**EXERCISE GOAL**. Leave out any picture and return the remaining listing below exactly as given.

── DATA SECTION ──

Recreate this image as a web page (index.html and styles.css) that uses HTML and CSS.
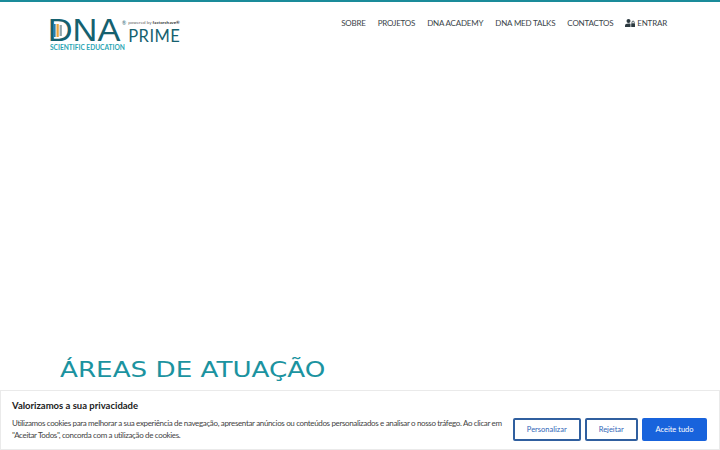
FILE: index.html
```html
<!DOCTYPE html>
<html lang="pt">
<head>
    <meta charset="UTF-8">
    <title>DNA Prime</title>
    <link rel="stylesheet" href="styles.css">
</head>
<body>
    <header class="site-header">
        <a class="logo" href="#">
            <div class="logo-top">
                <span class="logo-dna">DNA
                    <svg class="logo-bars" width="8" height="13" viewBox="0 0 8 13">
                        <rect x="0" y="0" width="2" height="13" fill="#2a7fa8"/>
                        <rect x="2.8" y="0" width="2" height="13" fill="#e8a33d"/>
                        <rect x="5.6" y="1" width="2" height="11" fill="#8fa6ad"/>
                    </svg>
                </span>
                <span class="logo-reg">®</span>
                <div class="logo-right">
                    <span class="logo-small">powered by <b>factorchave®</b></span>
                    <span class="logo-prime">PRIME</span>
                </div>
            </div>
            <span class="logo-sub">SCIENTIFIC EDUCATION</span>
        </a>
        <nav class="main-nav">
            <a href="#">SOBRE</a>
            <a href="#">PROJETOS</a>
            <a href="#">DNA ACADEMY</a>
            <a href="#">DNA MED TALKS</a>
            <a href="#">CONTACTOS</a>
            <a href="#" class="login">
                <svg width="10" height="8" viewBox="0 0 10 8"><circle cx="3.5" cy="2" r="2" fill="#2d3a40"/><path d="M0 8V6.6C0 5.2 1.2 4.5 3.5 4.5c.8 0 1.5.1 2 .3V8Z" fill="#2d3a40"/><rect x="6.2" y="4.2" width="3.8" height="3.8" rx=".5" fill="#2d3a40"/><path d="M7 4.2V3.2a1.1 1.1 0 0 1 2.2 0v1" fill="none" stroke="#2d3a40" stroke-width=".8"/></svg>
                ENTRAR
            </a>
        </nav>
    </header>

    <main class="content">
        <h2 class="section-title">ÁREAS DE ATUAÇÃO</h2>
    </main>

    <div class="cookie-bar">
        <div class="cookie-text">
            <p class="cookie-title">Valorizamos a sua privacidade</p>
            <p class="cookie-desc">Utilizamos cookies para melhorar a sua experiência de navegação, apresentar anúncios ou conteúdos personalizados e analisar o nosso tráfego. Ao clicar em "Aceitar Todos", concorda com a utilização de cookies.</p>
        </div>
        <div class="cookie-buttons">
            <button class="btn btn-outline btn-custom">Personalizar</button>
            <button class="btn btn-outline btn-reject">Rejeitar</button>
            <button class="btn btn-accept">Aceite tudo</button>
        </div>
    </div>
</body>
</html>
```

FILE: styles.css
```css
body {
    margin: 0;
    height: 450px;
    overflow: hidden;
    display: flex;
    flex-direction: column;
    background-color: #fff;
    font-family: "Lato", "Open Sans", sans-serif;
    color: #3a4449;
    border-top: 2px solid #1a8b9a;
    box-sizing: border-box;
}

a {
    color: inherit;
    text-decoration: none;
}

.site-header {
    display: flex;
    justify-content: space-between;
    align-items: flex-start;
    padding: 15px 53px 0 50px;
}

.logo {
    display: flex;
    flex-direction: column;
    padding-top: 3px;
}

.logo-top {
    display: flex;
    align-items: flex-start;
}

.logo-dna {
    position: relative;
    width: 72px;
    font-family: "Liberation Sans", sans-serif;
    font-size: 30.7px;
    line-height: 22px;
    color: #15616f;
    transform: scaleX(1.12) translateX(-2px);
    transform-origin: left;
}

.logo-bars {
    position: absolute;
    left: 5px;
    top: 4px;
}

.logo-reg {
    font-size: 5px;
    line-height: 6px;
    color: #15616f;
    margin-right: 2px;
}

.logo-right {
    display: flex;
    flex-direction: column;
    gap: 4px;
}

.logo-small {
    font-size: 4.5px;
    line-height: 6px;
    white-space: nowrap;
    color: #666;
}

.logo-small b {
    color: #333;
}

.logo-prime {
    font-size: 16.5px;
    line-height: 12px;
    letter-spacing: .5px;
    color: #15616f;
}

.logo-sub {
    margin-top: 2px;
    font-weight: 700;
    font-size: 6.6px;
    line-height: 7px;
    color: #2aa6b4;
}

.main-nav {
    display: flex;
    gap: 12px;
    font-size: 8px;
    line-height: 12px;
    letter-spacing: -.2px;
}

.main-nav a {
    white-space: nowrap;
    display: flex;
    align-items: center;
    gap: 2px;
}

.content {
    flex: 1;
    padding: 0 60px;
    display: flex;
    align-items: flex-end;
}

.section-title {
    margin: 0 0 67px;
    font-family: "DejaVu Sans", sans-serif;
    font-weight: 400;
    font-size: 22px;
    line-height: 26px;
    white-space: nowrap;
    color: #1b93a0;
    transform: scaleX(1.19);
    transform-origin: left;
}

.cookie-bar {
    position: absolute;
    left: 0;
    right: 0;
    bottom: 0;
    height: 60px;
    box-sizing: border-box;
    display: flex;
    align-items: flex-end;
    justify-content: space-between;
    padding: 0 12px 8px 11px;
    background-color: #fff;
    border: 1px solid #eaeaea;
}

.cookie-text {
    width: 492px;
}

.cookie-title {
    margin: 0 0 5px;
    font-weight: 700;
    font-size: 9.5px;
    line-height: 12px;
    color: #212121;
}

.cookie-desc {
    margin: 0;
    font-size: 8px;
    line-height: 12px;
    letter-spacing: -.35px;
    color: #444;
}

.cookie-buttons {
    display: flex;
    gap: 4px;
}

.btn {
    height: 23px;
    padding: 0;
    font-family: inherit;
    font-size: 7.5px;
    border-radius: 2px;
    border: 2px solid #1863dc;
}

.btn-outline {
    background-color: #fff;
    color: #2f66b8;
    border-color: #305f9f;
}

.btn-custom {
    width: 67.5px;
}

.btn-reject {
    width: 53.5px;
}

.btn-accept {
    width: 65px;
    background-color: #1863dc;
    color: #fff;
}
```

───

**ANSWER TO THE PROBLEM**.
Recreate this image as a web page (index.html and styles.css) that uses HTML and CSS.
FILE: index.html
```html
<!DOCTYPE html>
<html lang="pt">
<head>
    <meta charset="UTF-8">
    <title>DNA Prime</title>
    <link rel="stylesheet" href="styles.css">
</head>
<body>
    <header class="site-header">
        <a class="logo" href="#">
            <div class="logo-top">
                <span class="logo-dna">DNA
                    <svg class="logo-bars" width="8" height="13" viewBox="0 0 8 13">
                        <rect x="0" y="0" width="2" height="13" fill="#2a7fa8"/>
                        <rect x="2.8" y="0" width="2" height="13" fill="#e8a33d"/>
                        <rect x="5.6" y="1" width="2" height="11" fill="#8fa6ad"/>
                    </svg>
                </span>
                <span class="logo-reg">®</span>
                <div class="logo-right">
                    <span class="logo-small">powered by <b>factorchave®</b></span>
                    <span class="logo-prime">PRIME</span>
                </div>
            </div>
            <span class="logo-sub">SCIENTIFIC EDUCATION</span>
        </a>
        <nav class="main-nav">
            <a href="#">SOBRE</a>
            <a href="#">PROJETOS</a>
            <a href="#">DNA ACADEMY</a>
            <a href="#">DNA MED TALKS</a>
            <a href="#">CONTACTOS</a>
            <a href="#" class="login">
                <svg width="10" height="8" viewBox="0 0 10 8"><circle cx="3.5" cy="2" r="2" fill="#2d3a40"/><path d="M0 8V6.6C0 5.2 1.2 4.5 3.5 4.5c.8 0 1.5.1 2 .3V8Z" fill="#2d3a40"/><rect x="6.2" y="4.2" width="3.8" height="3.8" rx=".5" fill="#2d3a40"/><path d="M7 4.2V3.2a1.1 1.1 0 0 1 2.2 0v1" fill="none" stroke="#2d3a40" stroke-width=".8"/></svg>
                ENTRAR
            </a>
        </nav>
    </header>

    <main class="content">
        <h2 class="section-title">ÁREAS DE ATUAÇÃO</h2>
    </main>

    <div class="cookie-bar">
        <div class="cookie-text">
            <p class="cookie-title">Valorizamos a sua privacidade</p>
            <p class="cookie-desc">Utilizamos cookies para melhorar a sua experiência de navegação, apresentar anúncios ou conteúdos personalizados e analisar o nosso tráfego. Ao clicar em "Aceitar Todos", concorda com a utilização de cookies.</p>
        </div>
        <div class="cookie-buttons">
            <button class="btn btn-outline btn-custom">Personalizar</button>
            <button class="btn btn-outline btn-reject">Rejeitar</button>
            <button class="btn btn-accept">Aceite tudo</button>
        </div>
    </div>
</body>
</html>
```

FILE: styles.css
```css
body {
    margin: 0;
    height: 450px;
    overflow: hidden;
    display: flex;
    flex-direction: column;
    background-color: #fff;
    font-family: "Lato", "Open Sans", sans-serif;
    color: #3a4449;
    border-top: 2px solid #1a8b9a;
    box-sizing: border-box;
}

a {
    color: inherit;
    text-decoration: none;
}

.site-header {
    display: flex;
    justify-content: space-between;
    align-items: flex-start;
    padding: 15px 53px 0 50px;
}

.logo {
    display: flex;
    flex-direction: column;
    padding-top: 3px;
}

.logo-top {
    display: flex;
    align-items: flex-start;
}

.logo-dna {
    position: relative;
    width: 72px;
    font-family: "Liberation Sans", sans-serif;
    font-size: 30.7px;
    line-height: 22px;
    color: #15616f;
    transform: scaleX(1.12) translateX(-2px);
    transform-origin: left;
}

.logo-bars {
    position: absolute;
    left: 5px;
    top: 4px;
}

.logo-reg {
    font-size: 5px;
    line-height: 6px;
    color: #15616f;
    margin-right: 2px;
}

.logo-right {
    display: flex;
    flex-direction: column;
    gap: 4px;
}

.logo-small {
    font-size: 4.5px;
    line-height: 6px;
    white-space: nowrap;
    color: #666;
}

.logo-small b {
    color: #333;
}

.logo-prime {
    font-size: 16.5px;
    line-height: 12px;
    letter-spacing: .5px;
    color: #15616f;
}

.logo-sub {
    margin-top: 2px;
    font-weight: 700;
    font-size: 6.6px;
    line-height: 7px;
    color: #2aa6b4;
}

.main-nav {
    display: flex;
    gap: 12px;
    font-size: 8px;
    line-height: 12px;
    letter-spacing: -.2px;
}

.main-nav a {
    white-space: nowrap;
    display: flex;
    align-items: center;
    gap: 2px;
}

.content {
    flex: 1;
    padding: 0 60px;
    display: flex;
    align-items: flex-end;
}

.section-title {
    margin: 0 0 67px;
    font-family: "DejaVu Sans", sans-serif;
    font-weight: 400;
    font-size: 22px;
    line-height: 26px;
    white-space: nowrap;
    color: #1b93a0;
    transform: scaleX(1.19);
    transform-origin: left;
}

.cookie-bar {
    position: absolute;
    left: 0;
    right: 0;
    bottom: 0;
    height: 60px;
    box-sizing: border-box;
    display: flex;
    align-items: flex-end;
    justify-content: space-between;
    padding: 0 12px 8px 11px;
    background-color: #fff;
    border: 1px solid #eaeaea;
}

.cookie-text {
    width: 492px;
}

.cookie-title {
    margin: 0 0 5px;
    font-weight: 700;
    font-size: 9.5px;
    line-height: 12px;
    color: #212121;
}

.cookie-desc {
    margin: 0;
    font-size: 8px;
    line-height: 12px;
    letter-spacing: -.35px;
    color: #444;
}

.cookie-buttons {
    display: flex;
    gap: 4px;
}

.btn {
    height: 23px;
    padding: 0;
    font-family: inherit;
    font-size: 7.5px;
    border-radius: 2px;
    border: 2px solid #1863dc;
}

.btn-outline {
    background-color: #fff;
    color: #2f66b8;
    border-color: #305f9f;
}

.btn-custom {
    width: 67.5px;
}

.btn-reject {
    width: 53.5px;
}

.btn-accept {
    width: 65px;
    background-color: #1863dc;
    color: #fff;
}
```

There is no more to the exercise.